What the task asks
Below are the records. List every line holding the word "this".

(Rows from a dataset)
## BEGIN

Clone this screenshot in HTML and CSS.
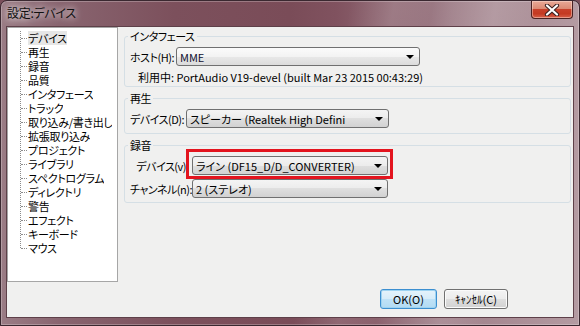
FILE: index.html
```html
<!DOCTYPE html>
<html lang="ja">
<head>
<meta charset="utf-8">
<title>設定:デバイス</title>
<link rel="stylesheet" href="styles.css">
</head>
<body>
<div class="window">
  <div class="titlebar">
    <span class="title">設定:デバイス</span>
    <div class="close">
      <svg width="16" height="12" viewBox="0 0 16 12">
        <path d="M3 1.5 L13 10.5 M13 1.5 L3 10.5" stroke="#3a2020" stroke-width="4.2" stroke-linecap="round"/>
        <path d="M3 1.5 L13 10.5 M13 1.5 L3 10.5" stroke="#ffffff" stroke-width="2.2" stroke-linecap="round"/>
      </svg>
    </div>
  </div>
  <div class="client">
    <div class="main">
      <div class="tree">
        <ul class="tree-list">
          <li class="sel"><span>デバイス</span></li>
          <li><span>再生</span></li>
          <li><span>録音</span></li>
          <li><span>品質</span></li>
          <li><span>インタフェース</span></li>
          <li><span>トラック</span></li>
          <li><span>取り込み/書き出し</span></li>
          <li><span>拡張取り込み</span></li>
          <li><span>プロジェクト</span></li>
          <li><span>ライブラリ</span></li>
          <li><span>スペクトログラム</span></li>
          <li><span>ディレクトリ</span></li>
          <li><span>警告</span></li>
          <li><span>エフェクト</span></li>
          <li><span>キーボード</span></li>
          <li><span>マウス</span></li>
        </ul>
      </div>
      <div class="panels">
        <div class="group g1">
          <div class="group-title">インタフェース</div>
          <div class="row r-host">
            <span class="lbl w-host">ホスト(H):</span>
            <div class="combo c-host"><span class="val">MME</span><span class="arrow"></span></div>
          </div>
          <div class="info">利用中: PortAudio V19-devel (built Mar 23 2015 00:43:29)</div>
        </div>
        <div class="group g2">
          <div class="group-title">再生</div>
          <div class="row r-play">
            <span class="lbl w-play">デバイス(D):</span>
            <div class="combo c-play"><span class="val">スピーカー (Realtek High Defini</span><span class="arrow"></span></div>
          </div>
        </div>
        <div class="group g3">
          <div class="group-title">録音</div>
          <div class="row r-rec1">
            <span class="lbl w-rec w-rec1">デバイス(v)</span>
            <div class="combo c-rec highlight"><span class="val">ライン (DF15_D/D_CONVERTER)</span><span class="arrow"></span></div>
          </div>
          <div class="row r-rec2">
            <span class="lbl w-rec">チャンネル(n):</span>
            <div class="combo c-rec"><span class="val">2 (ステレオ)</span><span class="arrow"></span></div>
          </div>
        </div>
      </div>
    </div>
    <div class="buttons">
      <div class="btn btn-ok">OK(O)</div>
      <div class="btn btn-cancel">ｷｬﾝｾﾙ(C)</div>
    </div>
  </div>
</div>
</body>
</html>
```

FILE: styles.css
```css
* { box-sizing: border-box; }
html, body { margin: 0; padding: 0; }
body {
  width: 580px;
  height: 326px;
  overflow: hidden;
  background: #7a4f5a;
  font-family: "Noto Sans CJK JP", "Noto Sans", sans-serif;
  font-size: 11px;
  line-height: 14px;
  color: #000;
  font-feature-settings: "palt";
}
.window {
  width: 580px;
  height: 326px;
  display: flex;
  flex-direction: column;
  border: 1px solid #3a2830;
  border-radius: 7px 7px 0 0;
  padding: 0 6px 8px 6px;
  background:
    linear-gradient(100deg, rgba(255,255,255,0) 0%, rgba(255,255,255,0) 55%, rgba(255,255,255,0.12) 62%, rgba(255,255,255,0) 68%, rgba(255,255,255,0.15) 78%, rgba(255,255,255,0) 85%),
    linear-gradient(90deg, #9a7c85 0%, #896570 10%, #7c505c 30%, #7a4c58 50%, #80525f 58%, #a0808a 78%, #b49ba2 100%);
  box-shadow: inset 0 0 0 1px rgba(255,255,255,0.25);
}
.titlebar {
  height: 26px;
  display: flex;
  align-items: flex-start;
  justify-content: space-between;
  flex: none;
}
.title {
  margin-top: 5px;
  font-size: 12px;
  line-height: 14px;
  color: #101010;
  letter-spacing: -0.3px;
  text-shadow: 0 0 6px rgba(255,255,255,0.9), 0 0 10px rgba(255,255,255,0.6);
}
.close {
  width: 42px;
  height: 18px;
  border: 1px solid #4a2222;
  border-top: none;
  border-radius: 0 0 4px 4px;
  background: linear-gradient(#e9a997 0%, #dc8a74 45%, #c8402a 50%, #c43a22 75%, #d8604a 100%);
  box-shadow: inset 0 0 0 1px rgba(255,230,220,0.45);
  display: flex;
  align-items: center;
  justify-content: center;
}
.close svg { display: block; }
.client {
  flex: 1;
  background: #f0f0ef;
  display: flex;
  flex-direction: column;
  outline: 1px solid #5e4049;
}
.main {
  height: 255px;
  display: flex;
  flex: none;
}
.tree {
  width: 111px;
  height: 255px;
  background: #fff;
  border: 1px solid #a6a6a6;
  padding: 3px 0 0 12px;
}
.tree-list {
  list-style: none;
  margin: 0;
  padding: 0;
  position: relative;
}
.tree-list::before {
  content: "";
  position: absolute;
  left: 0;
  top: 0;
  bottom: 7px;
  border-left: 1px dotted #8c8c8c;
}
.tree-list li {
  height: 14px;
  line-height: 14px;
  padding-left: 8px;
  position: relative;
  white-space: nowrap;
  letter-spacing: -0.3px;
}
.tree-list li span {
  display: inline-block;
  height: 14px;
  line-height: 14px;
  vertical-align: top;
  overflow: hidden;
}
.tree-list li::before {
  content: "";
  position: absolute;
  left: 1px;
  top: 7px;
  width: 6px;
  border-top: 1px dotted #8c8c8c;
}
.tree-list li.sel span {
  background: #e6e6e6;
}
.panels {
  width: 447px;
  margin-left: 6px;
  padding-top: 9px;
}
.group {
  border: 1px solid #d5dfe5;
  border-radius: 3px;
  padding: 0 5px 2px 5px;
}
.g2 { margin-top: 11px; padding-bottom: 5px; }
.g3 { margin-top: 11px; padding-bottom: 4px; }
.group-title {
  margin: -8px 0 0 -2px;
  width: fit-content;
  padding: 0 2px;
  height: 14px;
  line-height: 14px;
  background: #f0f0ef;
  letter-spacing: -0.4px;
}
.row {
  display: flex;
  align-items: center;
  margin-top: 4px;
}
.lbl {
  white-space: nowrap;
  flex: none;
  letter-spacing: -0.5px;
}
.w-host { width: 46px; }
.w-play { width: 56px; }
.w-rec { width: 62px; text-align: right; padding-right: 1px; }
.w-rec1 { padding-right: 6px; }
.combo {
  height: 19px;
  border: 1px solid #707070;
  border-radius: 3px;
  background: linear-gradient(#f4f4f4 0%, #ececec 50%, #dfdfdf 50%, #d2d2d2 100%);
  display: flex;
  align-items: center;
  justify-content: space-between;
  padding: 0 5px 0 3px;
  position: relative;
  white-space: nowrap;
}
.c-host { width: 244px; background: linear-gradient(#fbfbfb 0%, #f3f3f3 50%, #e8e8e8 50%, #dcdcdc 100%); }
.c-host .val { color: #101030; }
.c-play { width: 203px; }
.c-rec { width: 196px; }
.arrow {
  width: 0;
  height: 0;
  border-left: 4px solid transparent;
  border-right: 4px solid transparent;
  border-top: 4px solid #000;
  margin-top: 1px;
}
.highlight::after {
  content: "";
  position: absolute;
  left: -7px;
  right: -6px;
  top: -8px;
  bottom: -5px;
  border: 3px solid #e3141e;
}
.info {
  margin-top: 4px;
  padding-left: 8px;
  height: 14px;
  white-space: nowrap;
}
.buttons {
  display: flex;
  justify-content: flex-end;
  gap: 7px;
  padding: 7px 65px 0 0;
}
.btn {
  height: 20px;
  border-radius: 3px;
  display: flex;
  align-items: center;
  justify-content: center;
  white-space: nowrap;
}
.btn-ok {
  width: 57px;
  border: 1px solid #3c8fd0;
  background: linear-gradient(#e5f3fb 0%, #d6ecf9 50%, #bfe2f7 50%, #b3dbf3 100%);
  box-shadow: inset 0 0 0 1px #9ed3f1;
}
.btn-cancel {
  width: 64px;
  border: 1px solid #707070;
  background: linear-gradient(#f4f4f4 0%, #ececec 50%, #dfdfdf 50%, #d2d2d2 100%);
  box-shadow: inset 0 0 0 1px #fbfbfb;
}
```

## END
## BEGIN

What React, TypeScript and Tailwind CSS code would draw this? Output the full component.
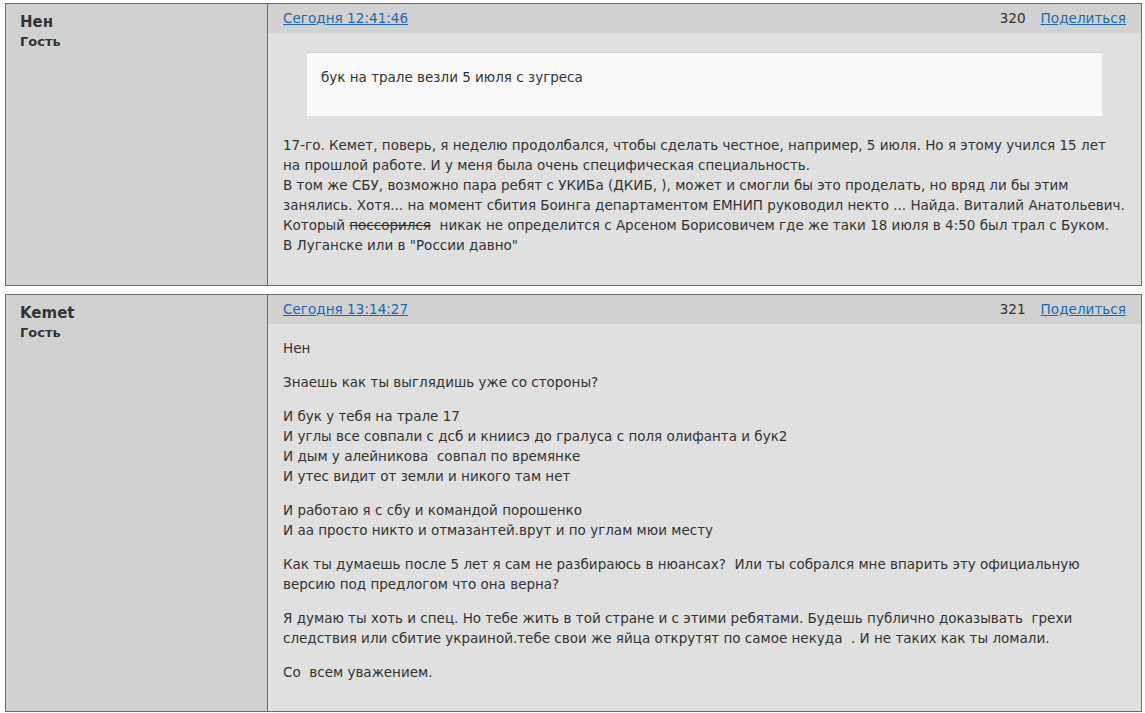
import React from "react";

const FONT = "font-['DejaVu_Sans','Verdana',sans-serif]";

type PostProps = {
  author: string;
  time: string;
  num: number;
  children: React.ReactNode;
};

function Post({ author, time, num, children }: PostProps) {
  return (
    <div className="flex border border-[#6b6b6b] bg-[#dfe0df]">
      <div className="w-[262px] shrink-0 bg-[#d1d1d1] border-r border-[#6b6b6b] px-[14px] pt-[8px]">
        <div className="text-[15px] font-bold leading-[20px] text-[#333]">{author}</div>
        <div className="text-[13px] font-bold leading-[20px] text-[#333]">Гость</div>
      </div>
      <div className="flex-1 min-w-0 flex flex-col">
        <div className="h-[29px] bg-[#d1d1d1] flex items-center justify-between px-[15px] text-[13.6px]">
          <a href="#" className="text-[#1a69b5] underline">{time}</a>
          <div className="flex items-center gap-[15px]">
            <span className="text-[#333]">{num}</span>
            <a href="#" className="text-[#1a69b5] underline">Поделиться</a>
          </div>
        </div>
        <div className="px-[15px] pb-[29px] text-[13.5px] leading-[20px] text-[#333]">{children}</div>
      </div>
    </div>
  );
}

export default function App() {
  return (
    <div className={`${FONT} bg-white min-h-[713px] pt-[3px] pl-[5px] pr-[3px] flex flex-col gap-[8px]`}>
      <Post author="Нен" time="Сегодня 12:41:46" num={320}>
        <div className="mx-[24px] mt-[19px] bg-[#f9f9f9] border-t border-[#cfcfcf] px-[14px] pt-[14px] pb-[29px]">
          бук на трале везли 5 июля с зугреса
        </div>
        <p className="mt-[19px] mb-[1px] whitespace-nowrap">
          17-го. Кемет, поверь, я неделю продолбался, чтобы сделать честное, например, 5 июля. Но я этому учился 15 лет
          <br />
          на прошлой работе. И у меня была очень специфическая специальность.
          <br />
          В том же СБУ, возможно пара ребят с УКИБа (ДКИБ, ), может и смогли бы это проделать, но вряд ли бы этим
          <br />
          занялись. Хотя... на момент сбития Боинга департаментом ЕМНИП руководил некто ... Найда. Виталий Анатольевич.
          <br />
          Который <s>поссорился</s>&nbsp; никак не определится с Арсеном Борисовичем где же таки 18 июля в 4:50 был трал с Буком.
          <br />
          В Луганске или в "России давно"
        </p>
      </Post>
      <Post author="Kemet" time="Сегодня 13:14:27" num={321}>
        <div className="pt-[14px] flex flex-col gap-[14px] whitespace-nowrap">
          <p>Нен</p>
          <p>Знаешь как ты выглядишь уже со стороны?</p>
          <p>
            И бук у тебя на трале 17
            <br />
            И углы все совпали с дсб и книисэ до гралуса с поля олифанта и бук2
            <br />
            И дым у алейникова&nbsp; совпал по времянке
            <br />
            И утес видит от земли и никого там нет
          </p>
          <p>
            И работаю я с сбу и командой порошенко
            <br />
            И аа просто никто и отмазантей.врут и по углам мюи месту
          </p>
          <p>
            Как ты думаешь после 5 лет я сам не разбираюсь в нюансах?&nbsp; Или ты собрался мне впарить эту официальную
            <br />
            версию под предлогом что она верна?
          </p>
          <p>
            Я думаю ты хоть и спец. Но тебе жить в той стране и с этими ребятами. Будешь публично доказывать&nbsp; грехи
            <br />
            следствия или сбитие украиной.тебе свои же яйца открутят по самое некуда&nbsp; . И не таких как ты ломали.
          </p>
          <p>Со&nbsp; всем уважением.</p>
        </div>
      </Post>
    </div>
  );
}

## END

Solved exercise
Clone this screenshot in HTML and CSS.
What React, TypeScript and Tailwind CSS code would draw this? Output the full component.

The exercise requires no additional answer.